Il reviendra à la cour de renvoi de préciser ces points. Il reste que l’incertitude actuelle, et une admission trop large du retrait litigieux au stade du contrôle de la sentence, pourraient ne pas être sans effet sur l’attractivité de la place de Paris en matière d’arbitrage.

L’incidence pratique de la solution retenue par la Cour de cassation

La cession de droits litigieux – avant ou après la reddition d’une sentence arbitrale – peut obéir à des objectifs parfaitement légitimes, notamment lorsqu’un créancier se trouve confronté à un débiteur récalcitrant qui a organisé son patrimoine pour échapper à l’exécution de la sentence. En pareil cas, l’exercice du retrait litigieux pourrait permettre à un débiteur indélicat de se libérer de sa dette en bénéficiant de la décote souvent importante consentie par le cédant au cessionnaire.

En effet, le retrait litigieux a normalement pour effet d’éteindre le droit litigieux qui a été cédé, et la décision d’un juge français faisant droit à une demande de retrait litigieux au stade du contrôle d’une sentence arbitrale pourrait non seulement avoir un effet sur l’exécution de cette sentence en France, mais aussi dans d’autres États, en particulier ceux qui accordent une importance aux décisions d’annulation ou de non reconnaissance rendues à l’étranger.

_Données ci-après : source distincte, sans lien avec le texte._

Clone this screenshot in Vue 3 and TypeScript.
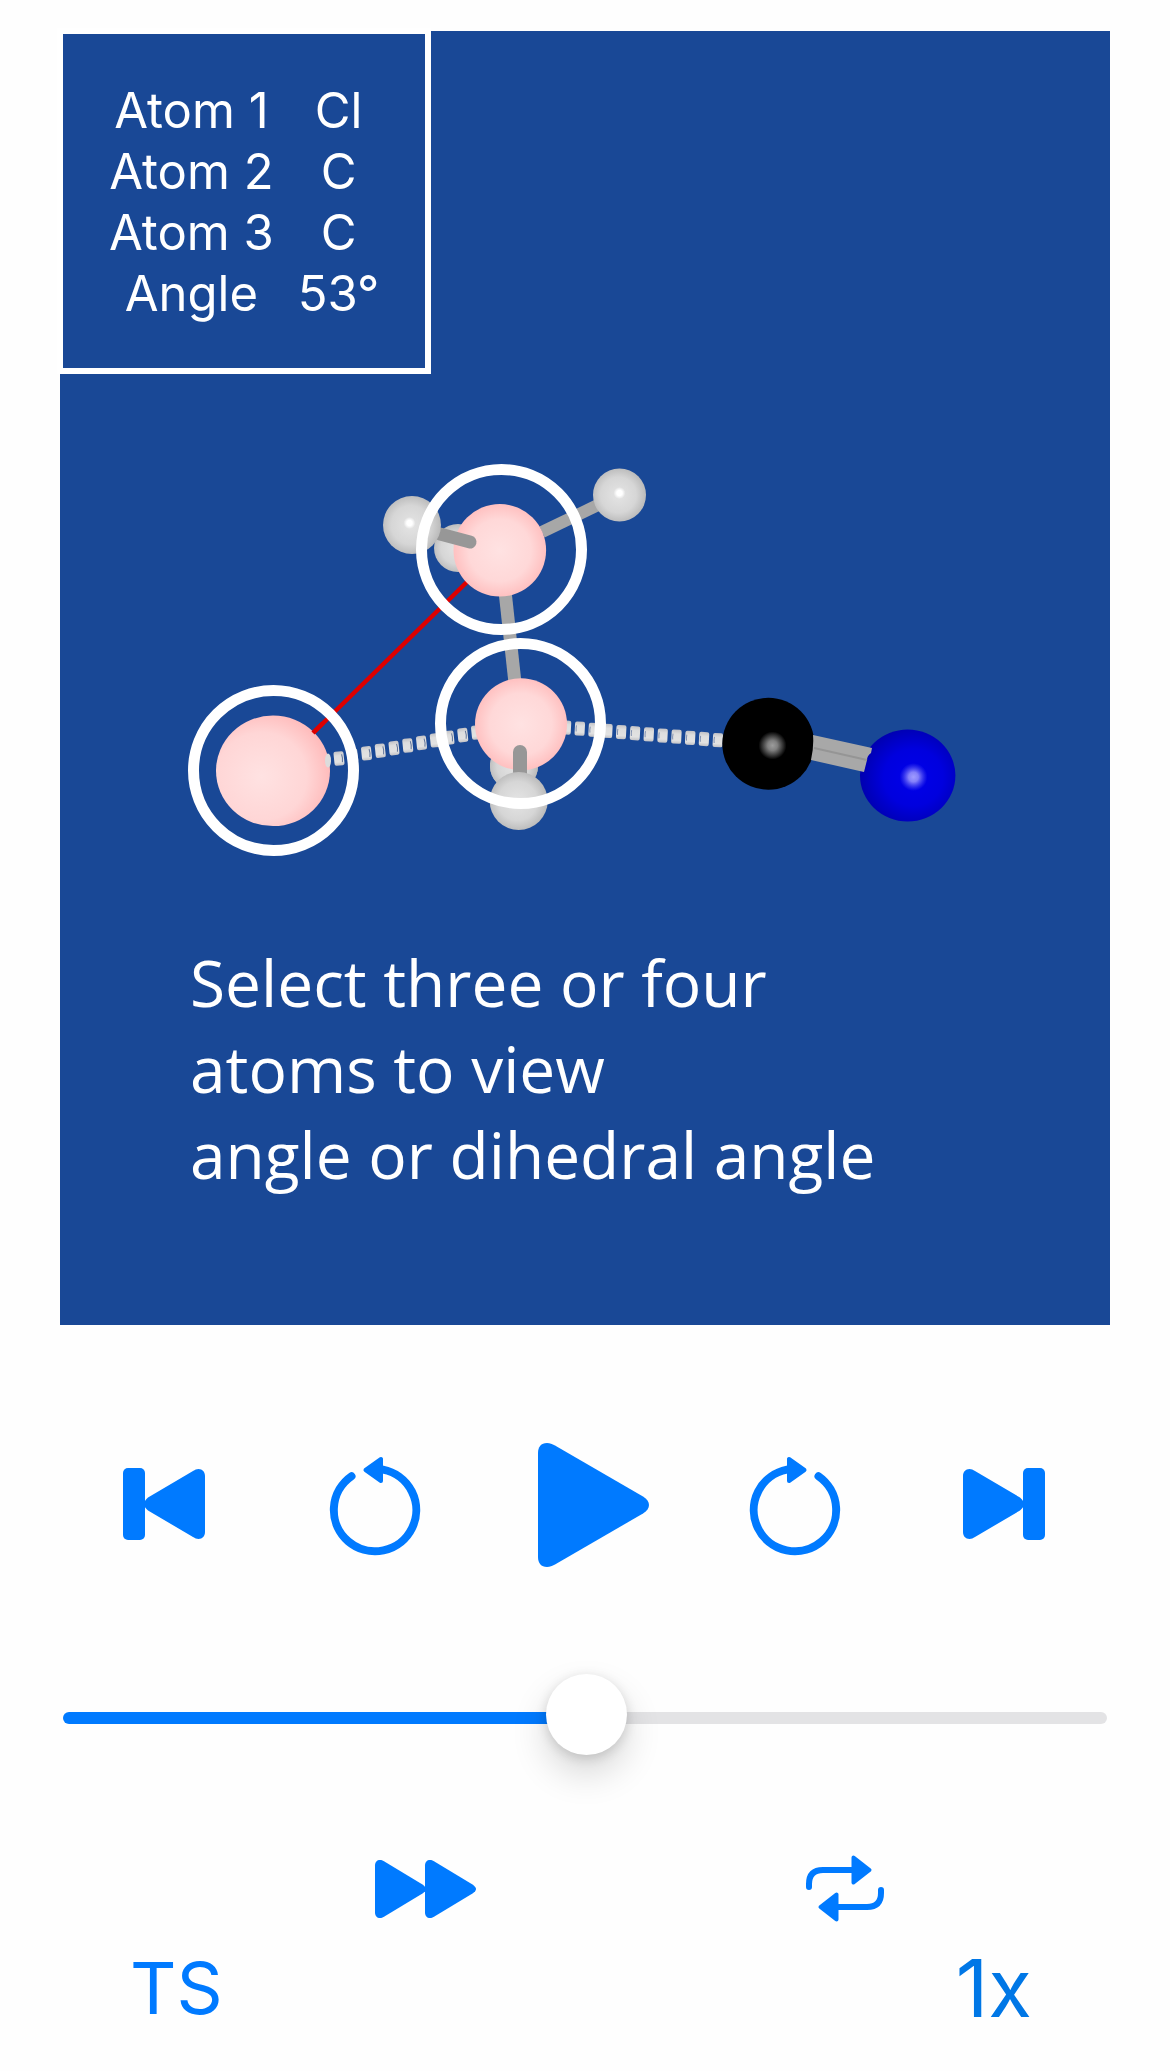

Voilà qui pourrait inciter certains opérateurs du commerce international à éviter Paris comme siège de l’arbitrage, afin de ne pas s’exposer au risque d’un retrait litigieux au stade du contrôle de la sentence et de préserver ainsi la possibilité de céder leurs droits en litige. 

Notes de fin

(1) Cass. 1re civ., n° 16-22112 et n° 16-22126.

(2) V. Cass. 1re civ. 9 janv. 1974, n° 72-14488.

(3) CA Paris, 11 févr. 1969, JDI 1969, p. 918.